◆ Aim ◆
Pictures should be excluded; otherwise, copy every entry exactly.

[Web page code records]
+ + + + +

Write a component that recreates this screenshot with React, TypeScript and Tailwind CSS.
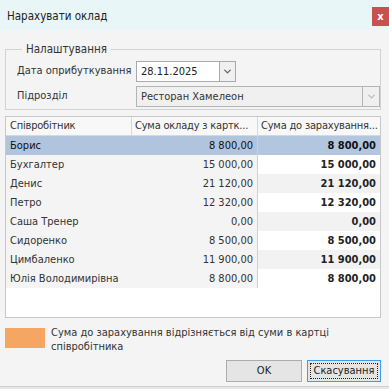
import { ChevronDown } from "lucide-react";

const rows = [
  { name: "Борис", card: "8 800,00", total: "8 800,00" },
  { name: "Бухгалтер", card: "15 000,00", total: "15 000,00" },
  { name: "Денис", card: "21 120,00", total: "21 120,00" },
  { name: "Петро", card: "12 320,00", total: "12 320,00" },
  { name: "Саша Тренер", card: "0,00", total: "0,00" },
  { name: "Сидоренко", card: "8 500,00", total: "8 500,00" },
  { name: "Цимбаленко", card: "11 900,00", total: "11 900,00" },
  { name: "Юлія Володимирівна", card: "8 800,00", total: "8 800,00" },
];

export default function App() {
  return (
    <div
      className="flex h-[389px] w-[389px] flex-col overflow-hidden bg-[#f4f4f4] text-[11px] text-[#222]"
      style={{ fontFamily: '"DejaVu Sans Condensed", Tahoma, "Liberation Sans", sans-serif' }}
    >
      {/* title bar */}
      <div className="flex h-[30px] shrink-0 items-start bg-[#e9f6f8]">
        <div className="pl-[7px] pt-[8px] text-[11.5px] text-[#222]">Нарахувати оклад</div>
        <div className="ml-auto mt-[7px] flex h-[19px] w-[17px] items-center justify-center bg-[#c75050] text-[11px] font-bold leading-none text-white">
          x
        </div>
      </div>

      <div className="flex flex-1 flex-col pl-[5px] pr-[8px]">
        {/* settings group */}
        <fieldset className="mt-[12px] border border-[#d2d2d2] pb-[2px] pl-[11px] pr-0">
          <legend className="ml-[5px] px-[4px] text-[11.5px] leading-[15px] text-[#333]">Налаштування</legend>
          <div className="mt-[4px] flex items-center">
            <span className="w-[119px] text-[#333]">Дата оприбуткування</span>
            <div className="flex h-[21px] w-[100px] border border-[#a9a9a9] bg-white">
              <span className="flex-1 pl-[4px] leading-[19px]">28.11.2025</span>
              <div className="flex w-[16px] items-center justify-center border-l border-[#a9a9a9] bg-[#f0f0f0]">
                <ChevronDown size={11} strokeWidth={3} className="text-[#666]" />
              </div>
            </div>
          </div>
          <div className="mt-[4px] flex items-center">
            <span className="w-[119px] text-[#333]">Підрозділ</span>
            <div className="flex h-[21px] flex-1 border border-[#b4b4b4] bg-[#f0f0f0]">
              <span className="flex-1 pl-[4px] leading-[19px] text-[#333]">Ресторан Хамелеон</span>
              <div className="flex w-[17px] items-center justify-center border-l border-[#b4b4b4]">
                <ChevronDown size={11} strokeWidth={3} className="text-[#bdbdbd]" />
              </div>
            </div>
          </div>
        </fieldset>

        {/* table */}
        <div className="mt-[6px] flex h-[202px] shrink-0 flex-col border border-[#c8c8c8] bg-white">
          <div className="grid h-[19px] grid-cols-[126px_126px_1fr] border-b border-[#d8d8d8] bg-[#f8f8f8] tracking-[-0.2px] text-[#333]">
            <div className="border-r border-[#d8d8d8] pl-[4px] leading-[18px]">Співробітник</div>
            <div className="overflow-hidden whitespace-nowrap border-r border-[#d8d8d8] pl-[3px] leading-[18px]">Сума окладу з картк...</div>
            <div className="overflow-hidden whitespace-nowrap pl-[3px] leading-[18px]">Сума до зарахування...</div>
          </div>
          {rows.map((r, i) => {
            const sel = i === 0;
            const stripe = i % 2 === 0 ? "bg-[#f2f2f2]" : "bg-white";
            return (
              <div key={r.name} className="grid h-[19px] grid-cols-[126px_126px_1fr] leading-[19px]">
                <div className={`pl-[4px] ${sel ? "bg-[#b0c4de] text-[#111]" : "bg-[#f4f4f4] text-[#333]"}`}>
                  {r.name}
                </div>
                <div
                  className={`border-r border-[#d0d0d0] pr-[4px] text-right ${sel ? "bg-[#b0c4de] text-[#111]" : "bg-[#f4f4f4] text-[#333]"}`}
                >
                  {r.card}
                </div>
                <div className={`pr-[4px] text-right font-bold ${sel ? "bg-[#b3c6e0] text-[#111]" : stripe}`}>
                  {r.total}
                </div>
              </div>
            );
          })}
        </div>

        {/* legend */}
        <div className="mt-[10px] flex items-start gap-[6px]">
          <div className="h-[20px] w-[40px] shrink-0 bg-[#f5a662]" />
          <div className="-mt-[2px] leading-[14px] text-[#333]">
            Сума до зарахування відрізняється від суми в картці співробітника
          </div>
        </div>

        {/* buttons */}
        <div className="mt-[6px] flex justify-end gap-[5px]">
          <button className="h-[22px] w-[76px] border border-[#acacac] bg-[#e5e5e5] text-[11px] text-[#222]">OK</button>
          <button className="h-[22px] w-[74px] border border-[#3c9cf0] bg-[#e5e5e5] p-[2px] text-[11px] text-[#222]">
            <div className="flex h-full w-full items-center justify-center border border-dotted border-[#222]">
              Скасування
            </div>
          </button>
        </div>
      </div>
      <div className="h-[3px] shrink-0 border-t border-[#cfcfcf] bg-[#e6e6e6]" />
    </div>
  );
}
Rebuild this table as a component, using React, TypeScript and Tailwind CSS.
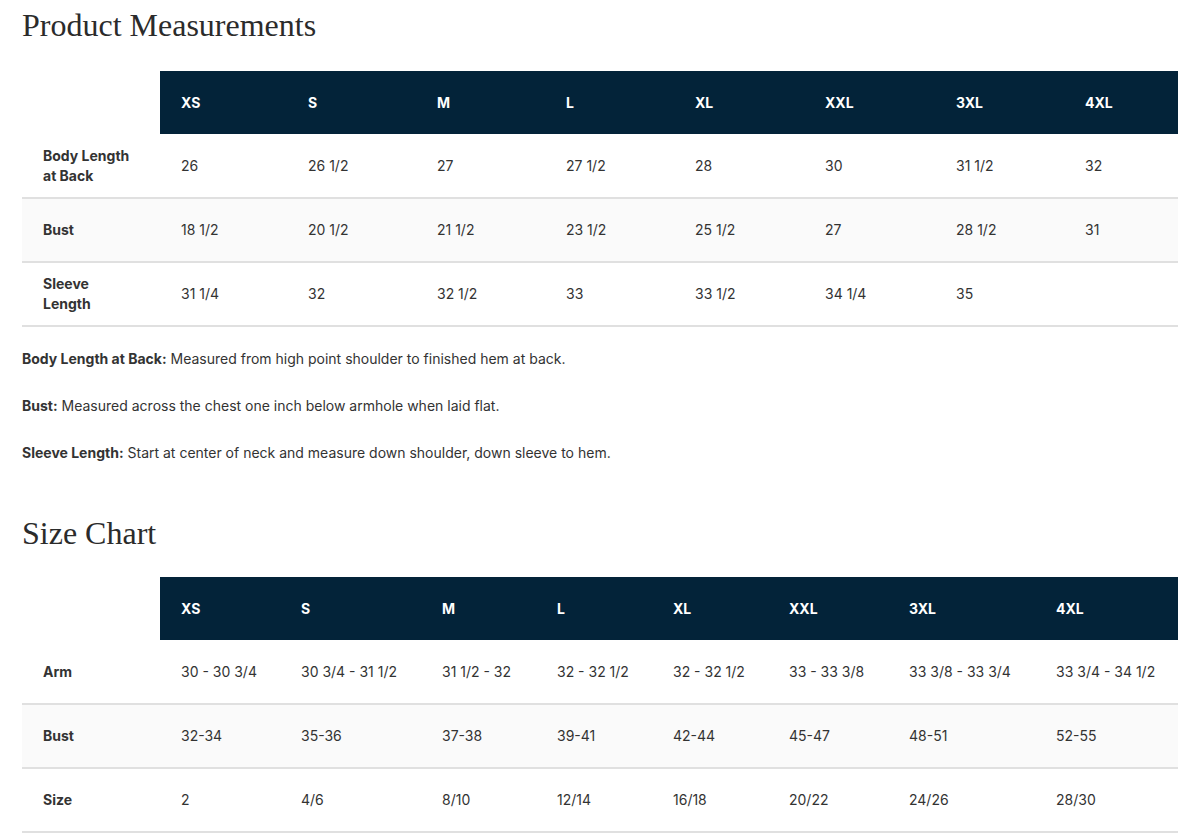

+ + + + +

◆ Written response ◆
Write a component that recreates this screenshot with React, TypeScript and Tailwind CSS.
import { ChevronDown } from "lucide-react";

const rows = [
  { name: "Борис", card: "8 800,00", total: "8 800,00" },
  { name: "Бухгалтер", card: "15 000,00", total: "15 000,00" },
  { name: "Денис", card: "21 120,00", total: "21 120,00" },
  { name: "Петро", card: "12 320,00", total: "12 320,00" },
  { name: "Саша Тренер", card: "0,00", total: "0,00" },
  { name: "Сидоренко", card: "8 500,00", total: "8 500,00" },
  { name: "Цимбаленко", card: "11 900,00", total: "11 900,00" },
  { name: "Юлія Володимирівна", card: "8 800,00", total: "8 800,00" },
];

export default function App() {
  return (
    <div
      className="flex h-[389px] w-[389px] flex-col overflow-hidden bg-[#f4f4f4] text-[11px] text-[#222]"
      style={{ fontFamily: '"DejaVu Sans Condensed", Tahoma, "Liberation Sans", sans-serif' }}
    >
      {/* title bar */}
      <div className="flex h-[30px] shrink-0 items-start bg-[#e9f6f8]">
        <div className="pl-[7px] pt-[8px] text-[11.5px] text-[#222]">Нарахувати оклад</div>
        <div className="ml-auto mt-[7px] flex h-[19px] w-[17px] items-center justify-center bg-[#c75050] text-[11px] font-bold leading-none text-white">
          x
        </div>
      </div>

      <div className="flex flex-1 flex-col pl-[5px] pr-[8px]">
        {/* settings group */}
        <fieldset className="mt-[12px] border border-[#d2d2d2] pb-[2px] pl-[11px] pr-0">
          <legend className="ml-[5px] px-[4px] text-[11.5px] leading-[15px] text-[#333]">Налаштування</legend>
          <div className="mt-[4px] flex items-center">
            <span className="w-[119px] text-[#333]">Дата оприбуткування</span>
            <div className="flex h-[21px] w-[100px] border border-[#a9a9a9] bg-white">
              <span className="flex-1 pl-[4px] leading-[19px]">28.11.2025</span>
              <div className="flex w-[16px] items-center justify-center border-l border-[#a9a9a9] bg-[#f0f0f0]">
                <ChevronDown size={11} strokeWidth={3} className="text-[#666]" />
              </div>
            </div>
          </div>
          <div className="mt-[4px] flex items-center">
            <span className="w-[119px] text-[#333]">Підрозділ</span>
            <div className="flex h-[21px] flex-1 border border-[#b4b4b4] bg-[#f0f0f0]">
              <span className="flex-1 pl-[4px] leading-[19px] text-[#333]">Ресторан Хамелеон</span>
              <div className="flex w-[17px] items-center justify-center border-l border-[#b4b4b4]">
                <ChevronDown size={11} strokeWidth={3} className="text-[#bdbdbd]" />
              </div>
            </div>
          </div>
        </fieldset>

        {/* table */}
        <div className="mt-[6px] flex h-[202px] shrink-0 flex-col border border-[#c8c8c8] bg-white">
          <div className="grid h-[19px] grid-cols-[126px_126px_1fr] border-b border-[#d8d8d8] bg-[#f8f8f8] tracking-[-0.2px] text-[#333]">
            <div className="border-r border-[#d8d8d8] pl-[4px] leading-[18px]">Співробітник</div>
            <div className="overflow-hidden whitespace-nowrap border-r border-[#d8d8d8] pl-[3px] leading-[18px]">Сума окладу з картк...</div>
            <div className="overflow-hidden whitespace-nowrap pl-[3px] leading-[18px]">Сума до зарахування...</div>
          </div>
          {rows.map((r, i) => {
            const sel = i === 0;
            const stripe = i % 2 === 0 ? "bg-[#f2f2f2]" : "bg-white";
            return (
              <div key={r.name} className="grid h-[19px] grid-cols-[126px_126px_1fr] leading-[19px]">
                <div className={`pl-[4px] ${sel ? "bg-[#b0c4de] text-[#111]" : "bg-[#f4f4f4] text-[#333]"}`}>
                  {r.name}
                </div>
                <div
                  className={`border-r border-[#d0d0d0] pr-[4px] text-right ${sel ? "bg-[#b0c4de] text-[#111]" : "bg-[#f4f4f4] text-[#333]"}`}
                >
                  {r.card}
                </div>
                <div className={`pr-[4px] text-right font-bold ${sel ? "bg-[#b3c6e0] text-[#111]" : stripe}`}>
                  {r.total}
                </div>
              </div>
            );
          })}
        </div>

        {/* legend */}
        <div className="mt-[10px] flex items-start gap-[6px]">
          <div className="h-[20px] w-[40px] shrink-0 bg-[#f5a662]" />
          <div className="-mt-[2px] leading-[14px] text-[#333]">
            Сума до зарахування відрізняється від суми в картці співробітника
          </div>
        </div>

        {/* buttons */}
        <div className="mt-[6px] flex justify-end gap-[5px]">
          <button className="h-[22px] w-[76px] border border-[#acacac] bg-[#e5e5e5] text-[11px] text-[#222]">OK</button>
          <button className="h-[22px] w-[74px] border border-[#3c9cf0] bg-[#e5e5e5] p-[2px] text-[11px] text-[#222]">
            <div className="flex h-full w-full items-center justify-center border border-dotted border-[#222]">
              Скасування
            </div>
          </button>
        </div>
      </div>
      <div className="h-[3px] shrink-0 border-t border-[#cfcfcf] bg-[#e6e6e6]" />
    </div>
  );
}
Rebuild this table as a component, using React, TypeScript and Tailwind CSS.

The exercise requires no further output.